I concede the point about this not working in streaming mode, but then again I wouldn't expect alias resolution to work in streaming mode either, since that would require keeping in memory all the nodes that happen to have an alias anyway.
Concluding, this argument is about what an alias is really, is it a value derived by the alias it's referring to, or is it a pointer to an alias. I favor the latter.
@pantoniou I think we're mixing-up "declared" and "defined" in the C language family.
Let me comment on your example:
struct bar; /* forward-declaration of `bar` */
struct foo { /* definition of `foo` */
struct bar *ptr; /* Using `bar` is possible in pointers (and references in C++), but its content is inaccessible. Also, `sizeof(bar)` isn't available yet. */
};
struct bar { /* definition of `bar` */
struct foo *ptr;
struct foo my_foo; /* Possible here because `foo` has already been defined. */
char my_foo_buffer[ sizeof(foo) ]; /* Works. (Beware: unaligned storage!) */
char my_bar_buffer[ sizeof(bar) ]; /* Error: definition of `bar` is not complete until the closing `}`. */
};
I think that an anchor marks the definition of its content. There is no such thing as a (forward) declaration.
You are, of course, right in the aspect, that any anchored content will have to be retained ("anchored") in memory until the end of the document / stream: one can never guess the possible aliases, until they come, or until they get overwritten. Still, anchor/aliases might be the better option when compared to storing and parsing the same content all over, possibly many times.

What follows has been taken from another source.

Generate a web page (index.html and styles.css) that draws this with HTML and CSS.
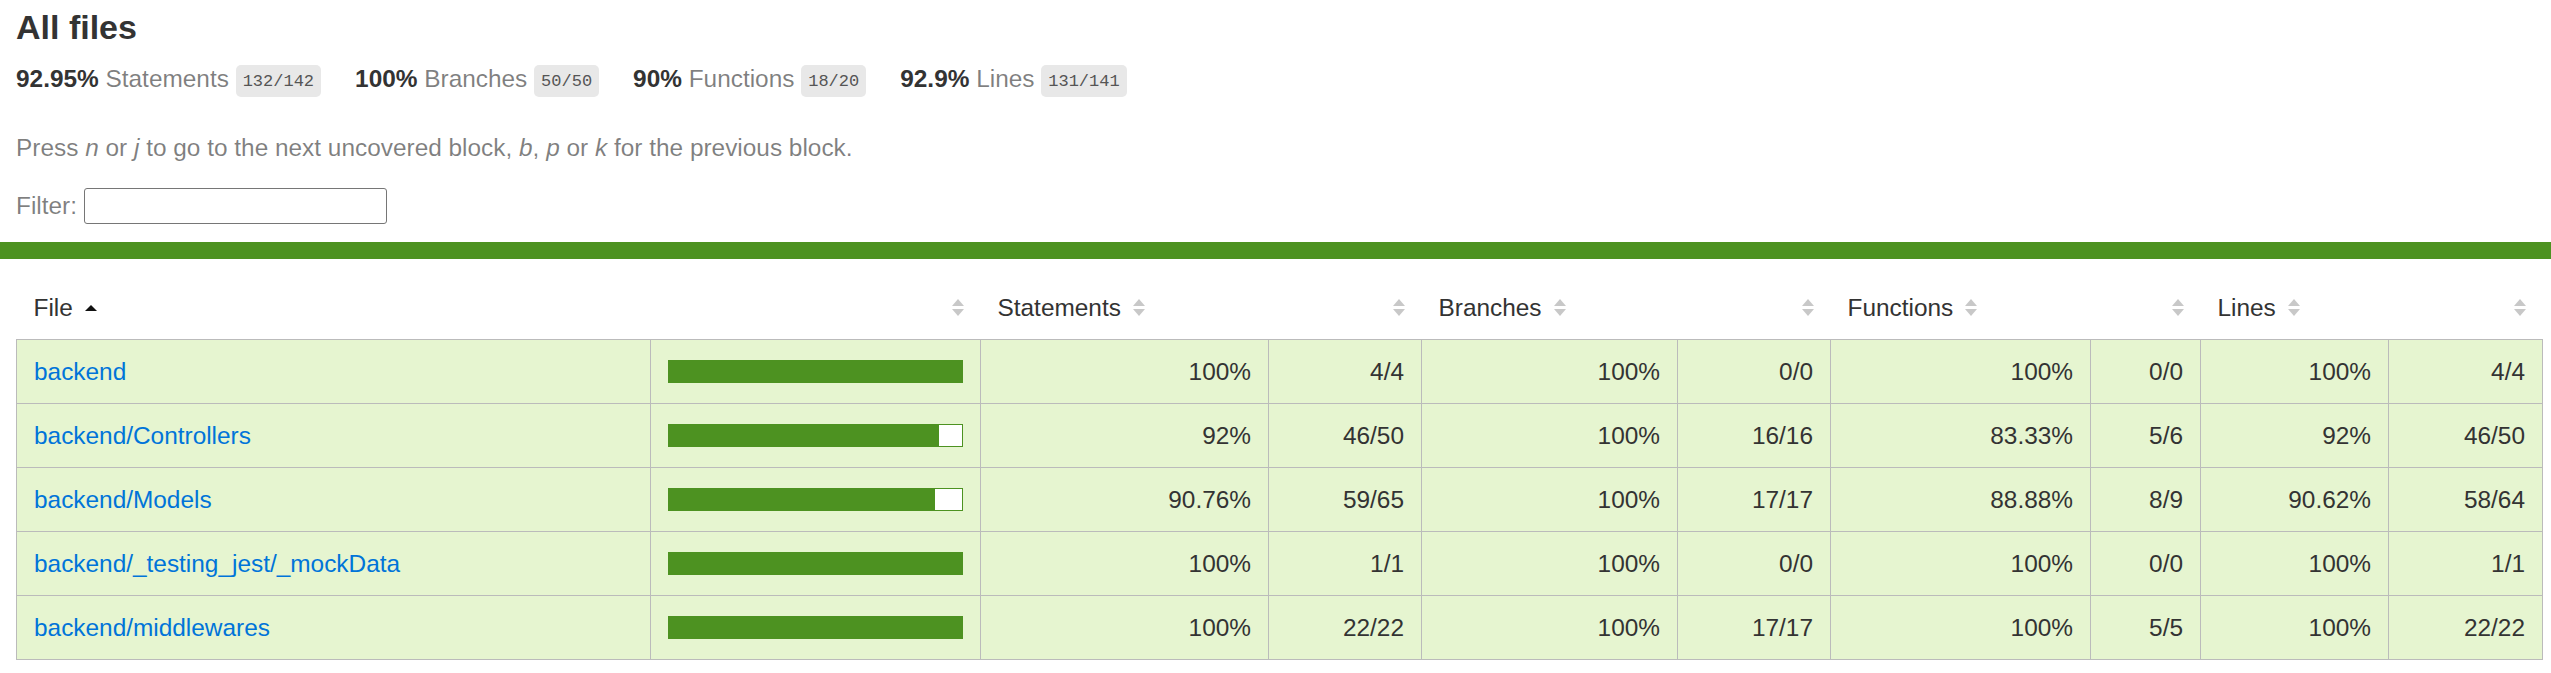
FILE: index.html
```html
<!DOCTYPE html>
<html lang="en">
<head>
<meta charset="utf-8">
<title>Code coverage report for All files</title>
<link rel="stylesheet" href="styles.css">
</head>
<body>
<div class="top">
  <h1>All files</h1>
  <div class="summary">
    <div class="summary-item"><span class="strong">92.95% </span><span class="quiet">Statements</span> <span class="fraction">132/142</span></div>
    <div class="summary-item"><span class="strong">100% </span><span class="quiet">Branches</span> <span class="fraction">50/50</span></div>
    <div class="summary-item"><span class="strong">90% </span><span class="quiet">Functions</span> <span class="fraction">18/20</span></div>
    <div class="summary-item"><span class="strong">92.9% </span><span class="quiet">Lines</span> <span class="fraction">131/141</span></div>
  </div>
  <p class="quiet hint">Press <em>n</em> or <em>j</em> to go to the next uncovered block, <em>b</em>, <em>p</em> or <em>k</em> for the previous block.</p>
  <div class="quiet filter">Filter: <input type="search" class="file-search"></div>
</div>
<div class="status-line"></div>
<div class="table-wrap">
<table class="coverage-summary">
  <colgroup>
    <col class="c-file"><col class="c-pic"><col class="c-spct"><col class="c-sabs"><col class="c-bpct"><col class="c-babs"><col class="c-fpct"><col class="c-fabs"><col class="c-lpct"><col class="c-labs">
  </colgroup>
  <thead>
    <tr>
      <th class="file">File<svg class="sorter" viewBox="0 0 12 17"><polygon points="0,12 6,6 12,12" fill="#111"/></svg></th>
      <th class="pic"><svg class="sorter" viewBox="0 0 12 17"><polygon points="0,7 6,0 12,7" class="arr"/><polygon points="0,10 12,10 6,17" class="arr"/></svg></th>
      <th class="pct">Statements<svg class="sorter" viewBox="0 0 12 17"><polygon points="0,7 6,0 12,7" class="arr"/><polygon points="0,10 12,10 6,17" class="arr"/></svg></th>
      <th class="abs"><svg class="sorter" viewBox="0 0 12 17"><polygon points="0,7 6,0 12,7" class="arr"/><polygon points="0,10 12,10 6,17" class="arr"/></svg></th>
      <th class="pct">Branches<svg class="sorter" viewBox="0 0 12 17"><polygon points="0,7 6,0 12,7" class="arr"/><polygon points="0,10 12,10 6,17" class="arr"/></svg></th>
      <th class="abs"><svg class="sorter" viewBox="0 0 12 17"><polygon points="0,7 6,0 12,7" class="arr"/><polygon points="0,10 12,10 6,17" class="arr"/></svg></th>
      <th class="pct">Functions<svg class="sorter" viewBox="0 0 12 17"><polygon points="0,7 6,0 12,7" class="arr"/><polygon points="0,10 12,10 6,17" class="arr"/></svg></th>
      <th class="abs"><svg class="sorter" viewBox="0 0 12 17"><polygon points="0,7 6,0 12,7" class="arr"/><polygon points="0,10 12,10 6,17" class="arr"/></svg></th>
      <th class="pct">Lines<svg class="sorter" viewBox="0 0 12 17"><polygon points="0,7 6,0 12,7" class="arr"/><polygon points="0,10 12,10 6,17" class="arr"/></svg></th>
      <th class="abs"><svg class="sorter" viewBox="0 0 12 17"><polygon points="0,7 6,0 12,7" class="arr"/><polygon points="0,10 12,10 6,17" class="arr"/></svg></th>
    </tr>
  </thead>
  <tbody>
    <tr>
      <td class="file"><a href="#">backend</a></td>
      <td class="pic"><div class="chart"><div class="cover-fill" style="width:100%"></div></div></td>
      <td class="pct">100%</td><td class="abs">4/4</td>
      <td class="pct">100%</td><td class="abs">0/0</td>
      <td class="pct">100%</td><td class="abs">0/0</td>
      <td class="pct">100%</td><td class="abs">4/4</td>
    </tr>
    <tr>
      <td class="file"><a href="#">backend/Controllers</a></td>
      <td class="pic"><div class="chart"><div class="cover-fill" style="width:92%"></div><div class="cover-empty"></div></div></td>
      <td class="pct">92%</td><td class="abs">46/50</td>
      <td class="pct">100%</td><td class="abs">16/16</td>
      <td class="pct">83.33%</td><td class="abs">5/6</td>
      <td class="pct">92%</td><td class="abs">46/50</td>
    </tr>
    <tr>
      <td class="file"><a href="#">backend/Models</a></td>
      <td class="pic"><div class="chart"><div class="cover-fill" style="width:90.76%"></div><div class="cover-empty"></div></div></td>
      <td class="pct">90.76%</td><td class="abs">59/65</td>
      <td class="pct">100%</td><td class="abs">17/17</td>
      <td class="pct">88.88%</td><td class="abs">8/9</td>
      <td class="pct">90.62%</td><td class="abs">58/64</td>
    </tr>
    <tr>
      <td class="file"><a href="#">backend/_testing_jest/_mockData</a></td>
      <td class="pic"><div class="chart"><div class="cover-fill" style="width:100%"></div></div></td>
      <td class="pct">100%</td><td class="abs">1/1</td>
      <td class="pct">100%</td><td class="abs">0/0</td>
      <td class="pct">100%</td><td class="abs">0/0</td>
      <td class="pct">100%</td><td class="abs">1/1</td>
    </tr>
    <tr>
      <td class="file"><a href="#">backend/middlewares</a></td>
      <td class="pic"><div class="chart"><div class="cover-fill" style="width:100%"></div></div></td>
      <td class="pct">100%</td><td class="abs">22/22</td>
      <td class="pct">100%</td><td class="abs">17/17</td>
      <td class="pct">100%</td><td class="abs">5/5</td>
      <td class="pct">100%</td><td class="abs">22/22</td>
    </tr>
  </tbody>
</table>
</div>
</body>
</html>
```

FILE: styles.css
```css
*, *::before, *::after { box-sizing: border-box; }

html, body {
  margin: 0;
  padding: 0;
}

body {
  font-family: "Liberation Sans", Arial, Helvetica, sans-serif;
  font-size: 24.4px;
  color: #333;
  background: #fff;
}

.top {
  padding: 8px 17px 18px 16px;
}

h1 {
  font-size: 34px;
  line-height: 39px;
  margin: 0;
  font-weight: bold;
}

.summary {
  display: flex;
  padding: 18px 0 17px 0;
  line-height: 28px;
}

.summary-item {
  padding-right: 34px;
  white-space: nowrap;
}

.strong { font-weight: bold; }

.quiet { color: rgba(0, 0, 0, 0.5); }

.fraction {
  font-family: "Liberation Mono", Consolas, monospace;
  font-size: 17px;
  line-height: 19px;
  color: #555;
  background: #e8e8e8;
  padding: 6.5px 7px;
  border-radius: 5px;
  vertical-align: middle;
}

.hint {
  margin: 24px 0;
  line-height: 28px;
}

.filter {
  display: flex;
  align-items: center;
  padding-top: 2px;
  line-height: 28px;
}

.file-search {
  margin-left: 7px;
  width: 303px;
  height: 36px;
  border: 1px solid #767676;
  border-radius: 3px;
  padding: 0 4px;
  font: inherit;
  background: #fff;
}

.status-line {
  height: 17px;
  background: rgb(77, 146, 33);
}

.table-wrap {
  padding: 17px 9px 17px 16px;
}

.coverage-summary {
  width: 100%;
  border-collapse: collapse;
  table-layout: fixed;
}

.c-file { width: 634px; }
.c-pic  { width: 330px; }
.c-spct { width: 288px; }
.c-sabs { width: 153px; }
.c-bpct { width: 256px; }
.c-babs { width: 153px; }
.c-fpct { width: 260px; }
.c-fabs { width: 110px; }
.c-lpct { width: 188px; }
.c-labs { width: 154px; }

.coverage-summary tr {
  border-bottom: 1px solid #bbb;
}

.coverage-summary tbody {
  border: 1px solid #bbb;
}

.coverage-summary th,
.coverage-summary td {
  padding: 17px;
  line-height: 29px;
}

.coverage-summary th {
  text-align: left;
  font-weight: normal;
  white-space: nowrap;
}

.coverage-summary td {
  border-right: 1px solid #bbb;
  background: rgb(230, 245, 208);
  vertical-align: middle;
}

.coverage-summary td:last-child {
  border-right: none;
}

.coverage-summary th.pic,
.coverage-summary th.abs,
.coverage-summary td.pct,
.coverage-summary td.abs {
  text-align: right;
}

.coverage-summary td.file {
  white-space: nowrap;
}

.coverage-summary a {
  color: #0074d9;
  text-decoration: none;
}

.sorter {
  display: inline-block;
  width: 12px;
  height: 17px;
  margin-left: 12px;
}

.sorter .arr {
  fill: #c8c8c8;
}

.chart {
  display: flex;
  height: 23px;
  border: 1px solid rgb(77, 146, 33);
}

.cover-fill {
  height: 100%;
  background: rgb(77, 146, 33);
}

.cover-empty {
  flex: 1;
  height: 100%;
  background: #fff;
}
```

With the prospect of relative aliases by path, it seems your concern might be mitigated. Your example structure could be translated into relative references, even without the forward declaration:
foo:
ptr: *../../bar
bar:
ptr: *../../foo
Look at https://github.com/yaml/yaml-spec/issues/44#issuecomment-932736889 by @ingydotnet.
(Side question: I wonder if it ought to be *../../bar or *../bar. Both are sensible IMO.)
Just for comparison, this is what I imagine a possible serialization of the above model in current YAML 1.2 spec:
foo: &1
ptr: &2
ptr: *1
bar: *2
I find that counter-intuitive as well.